Murió la Munich, como digo. Cerró hace unos meses tras una triste agonía a la que tuve el desconsuelo de asistir. Sus dueños, pendientes de la venta que ya negociaban, la dejaban fenecer como en el tango, y así la vi en mis últimas visitas: sola, fané y descangallada. Durante el último año se había desplomado la calidad de la comida, todo era un enorme descuido, y sólo me ataba al lugar la profesionalidad perfecta de los viejos camareros de chaqueta blanca; que, aunque se les debían varios sueldos, hacían cuanto estaba en sus manos por ser fieles a lo que habían sido. Los clientes de toda la vida, familias en domingo, señores bien vestidos, señoras a las que podía uno llamar señoras sin que le diera la risa floja, seguían acudiendo al restaurante de ambiente tirolés de cabezas de ciervo, manteles blancos y manteca en platitos de aluminio. Pero ya ni el bife era el bife, ni los riñones o criadillas merecían la pena, la omelette de alcauciles estaba para devolverla a la cocina, y las espinacas a la crema brillaban por su ausencia. José Manuel, el viejo, seco y perfecto maître asturiano, jubilado justo cuando empezaba el declive, ya me lo había anunciado: «Vienen otros tiempos, don Arturo. Por suerte yo no voy a estar aquí para verlos». Al despedirnos, me regaló una taza de café con el nombre de la Munich. «A saber dónde acabarán las otras», dijo.
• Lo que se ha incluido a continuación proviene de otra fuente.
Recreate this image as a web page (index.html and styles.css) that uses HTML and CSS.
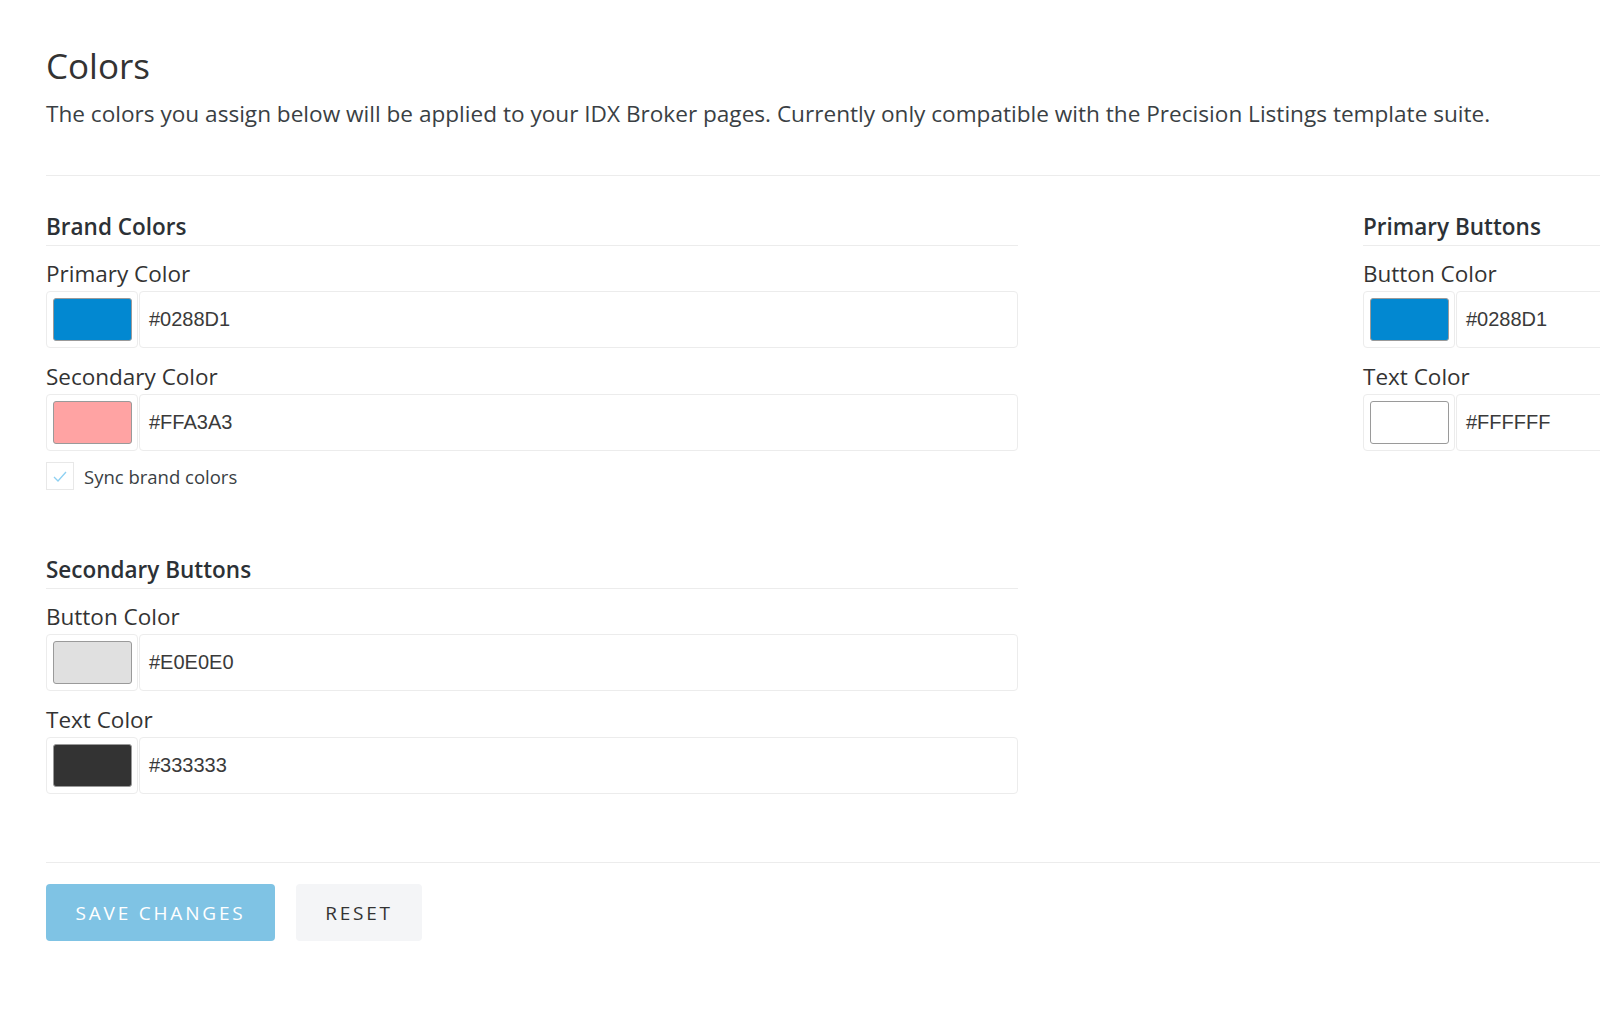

Ahora he vuelto a la ciudad, y al Alvear, y a La Biela, y a caminar unas cuadras hasta la librería Cúspide y las otras –cada vez menos– que aún no desaparecieron del barrio. Y al pasar ante la Munich, cerrada, me he detenido un momento, a recordar. La vieja placa de bronce sigue atornillada junto a la puerta, y por un momento lamenté no tener veinte años menos para venir de noche con un destornillador y jugármela robando esa placa que a nadie importa ya. Lo malo de vivir demasiado, o casi, es que asistes al final de muchas personas y de muchas cosas a las que da pereza sobrevivir. Tu mundo se desvanece y el paisaje se despuebla. Eso es lo que pienso, parado ante la placa que soy demasiado viejo para robar. Miro a mi alrededor, desolado, y entonces tengo la suerte de ver que un grupo de perros atraillados pasa por la vereda, moviendo el rabo. Y me consuelo pensando que al menos, en esta ciudad que tanto amo, todavía hay perros felices, hay libros en las librerías, el Puentecito permanece abierto en Barracas y Gardel sigue cantando en Buenos Aires.